Lebih lanjut Ramadan menjelaskan, setelah diundangkannya UU TPKS maka hukum acara yang berlaku harus tunduk pada UU TPKS,
“Karena berlaku doktrin hukum blanco strafbepalingen” jelasnya.
Dengan demikian, terdapat masalah hukum dalam penanganan kasus kekerasan seksual jika keterangan korban diabaikan dengan tindak menjadikannya alat bukti.
Dugaan Adanya Paksaan agar AP Mengaku sebagai Pelaku
Banyaknya kejanggalan demi kejanggalan dalam penanganan kasus rudapaksa ini menimbulkan sebuah dugaan, bahwa AP yang merupakan kakak kedua korban dipaksa oleh tim penyidik untuk mengaku sebagai pelaku.

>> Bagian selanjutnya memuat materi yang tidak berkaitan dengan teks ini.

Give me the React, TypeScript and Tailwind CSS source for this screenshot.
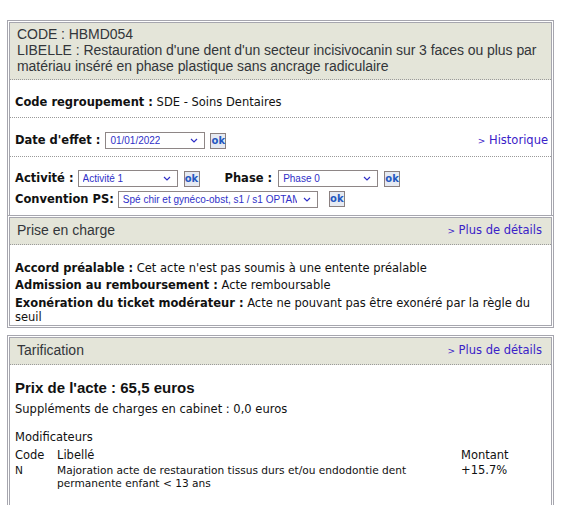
import { ReactNode } from 'react';

const titleFont = { fontFamily: '"Liberation Sans", Arial, sans-serif' };
const bodyFont = { fontFamily: '"DejaVu Sans", Verdana, sans-serif' };

function FakeSelect({ value, width }: { value: string; width: string }) {
  return (
    <div
      className={`flex h-[17px] items-center justify-between border border-[#8e8686] bg-white pl-[4px] pr-[6px] ${width}`}
    >
      <span
        className="overflow-hidden whitespace-nowrap text-[10px] text-[#3030c8]"
        style={titleFont}
      >
        {value}
      </span>
      <svg width="8" height="5" viewBox="0 0 8 5" className="ml-[6px] shrink-0">
        <path d="M1 1 L4 4 L7 1" fill="none" stroke="#3030c8" strokeWidth="1.2" />
      </svg>
    </div>
  );
}

function OkButton() {
  return (
    <span className="flex h-[16px] w-[16px] items-center justify-center border border-[#8a8080] bg-[#e6eaf2] text-[10px] font-bold leading-none text-[#2458c0]">
      ok
    </span>
  );
}

function LinkText({ text }: { text: string }) {
  return (
    <span className="text-[11.5px] text-[#3a22c8]" style={bodyFont}>
      <span className="text-[9px]">&gt;</span> {text}
    </span>
  );
}

function SectionHeader({ title, link }: { title: string; link?: string }) {
  return (
    <div className="flex h-[27px] items-center justify-between border-b border-dotted border-[#9a9a9a] bg-[#e4e5d9] pl-[7px] pr-[9px]">
      <span className="text-[14px] text-[#33363a]" style={titleFont}>
        {title}
      </span>
      {link && <LinkText text={link} />}
    </div>
  );
}

function Section({ children, className = '' }: { children: ReactNode; className?: string }) {
  return (
    <div className={`border-[3px] border-double border-[#a6a6ae] bg-white ${className}`}>
      {children}
    </div>
  );
}

export default function App() {
  return (
    <div className="min-h-[505px] bg-white pl-[7px] pt-[20px] text-[#111]" style={bodyFont}>
      <div className="w-[547px]">
        <Section className="border-b-0">
          <div
            className="border-b border-dotted border-[#9a9a9a] bg-[#e4e5d9] px-[7px] pb-[5px] pt-[3px] text-[14px] leading-[16px] tracking-[-0.05px] text-[#33363a]"
            style={titleFont}
          >
            <div>CODE : HBMD054</div>
            <div>
              LIBELLE : Restauration d'une dent d'un secteur incisivocanin sur 3 faces ou plus par
              matériau inséré en phase plastique sans ancrage radiculaire
            </div>
          </div>

          <div className="border-b border-dotted border-[#9a9a9a] pb-[7px] pl-[5px] pt-[15px] text-[11.5px] leading-[15px]">
            <b>Code regroupement :</b> SDE - Soins Dentaires
          </div>

          <div className="flex items-center justify-between border-b border-dotted border-[#9a9a9a] pb-[7px] pl-[5px] pr-[3px] pt-[14px] text-[11.5px]">
            <div className="flex items-center">
              <b className="mr-[5px]">Date d'effet :</b>
              <FakeSelect value="01/01/2022" width="w-[100px]" />
              <span className="ml-[5px]">
                <OkButton />
              </span>
            </div>
            <LinkText text="Historique" />
          </div>

          <div className="pb-[7px] pl-[5px] pt-[13px] text-[11.5px]">
            <div className="flex items-center">
              <b className="mr-[4px]">Activité :</b>
              <FakeSelect value="Activité 1" width="w-[100px]" />
              <span className="ml-[6px]">
                <OkButton />
              </span>
              <b className="ml-[25px] mr-[6px]">Phase :</b>
              <FakeSelect value="Phase 0" width="w-[100px]" />
              <span className="ml-[6px]">
                <OkButton />
              </span>
            </div>
            <div className="mt-[3px] flex items-center">
              <b className="mr-[4px]">Convention PS:</b>
              <FakeSelect value="Spé chir et gynéco-obst, s1 / s1 OPTAM" width="w-[200px]" />
              <span className="ml-[11px]">
                <OkButton />
              </span>
            </div>
          </div>
        </Section>

        <Section>
          <SectionHeader title="Prise en charge" link="Plus de détails" />
          <div className="pb-[1px] pl-[5px] pr-[10px] pt-[16px] text-[11.5px] leading-[14px]">
            <div>
              <b>Accord préalable :</b> Cet acte n'est pas soumis à une entente préalable
            </div>
            <div className="mt-[3px]">
              <b>Admission au remboursement :</b> Acte remboursable
            </div>
            <div className="mt-[4px]">
              <b>Exonération du ticket modérateur :</b> Acte ne pouvant pas être exonéré par la
              règle du seuil
            </div>
          </div>
        </Section>

        <Section className="mt-[7px]">
          <SectionHeader title="Tarification" link="Plus de détails" />
          <div className="pl-[5px] pr-[10px] pt-[14px] text-[11.5px]">
            <div className="text-[15px] font-bold leading-[18px]" style={titleFont}>
              Prix de l'acte : 65,5 euros
            </div>
            <div className="mt-[5px] leading-[14px]">Suppléments de charges en cabinet : 0,0 euros</div>
            <div className="mt-[14px] leading-[14px]">Modificateurs</div>
            <div className="mt-[4px] grid grid-cols-[42px_404px_1fr] leading-[14px]">
              <span>Code</span>
              <span>Libellé</span>
              <span>Montant</span>
            </div>
            <div className="mt-[2px] grid grid-cols-[42px_404px_1fr] text-[10.6px] leading-[13px]">
              <span>N</span>
              <span>
                Majoration acte de restauration tissus durs et/ou endodontie dent permanente enfant
                &lt; 13 ans
              </span>
              <span className="text-[11.5px]">+15.7%</span>
            </div>
            <div className="h-[30px]" />
          </div>
        </Section>
      </div>
    </div>
  );
}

Pernyataan itu disampaikan oleh Kuasa Hukum AP, Muhammad Sutri Mansyah. Pertama, pernyataan penyidik yang mengatakan bahwa pelaku melakukan pelecehan akibat dari kebiasaannya menonton video porno sejak duduk di bangku sekolah menengah pertama (SMP). Padahal dimasa itu AP belum memiliki handphone. Sehingga menurutnya keterangan polisi tak berdasar.
Dia mengungkapkan, AP baru memilki handphone beberapa tahun belakangan. Itu pun handphone tersebut tidak sengaja dia temukan di pasar tempat sehari-hari dia berdagang sayur bersama ibunya.
“Itu bukan handphone miliknya (AP). Dia tidak sengaja dapat di pasar. Waktu SMP, dia belum punya handphone. Pernyataan polisi itu harus diperjelas, pakai apa AL menonton video porno,” ujar Sutri.
Sutri membeberkan, AP mengaku mendapat tekanan dan ancaman dari penyidik saat menjalani pemeriksaan. Namun, bentuk ancamannya seperti apa Sutri masih akan mendalami.
Ancaman itu juga AP sampaikan kepada ibunya. Dia diintimidasi dan dipaksa oleh seorang oknum penyidik untuk mengaku sebagai pelaku.
“Dia dipaksa mengaku, kalau tidak dia akan dipukul katanya. AP juga mengaku kalau pipinya sudah ditempelkan tangan oleh polisi,” pungkas Sutri.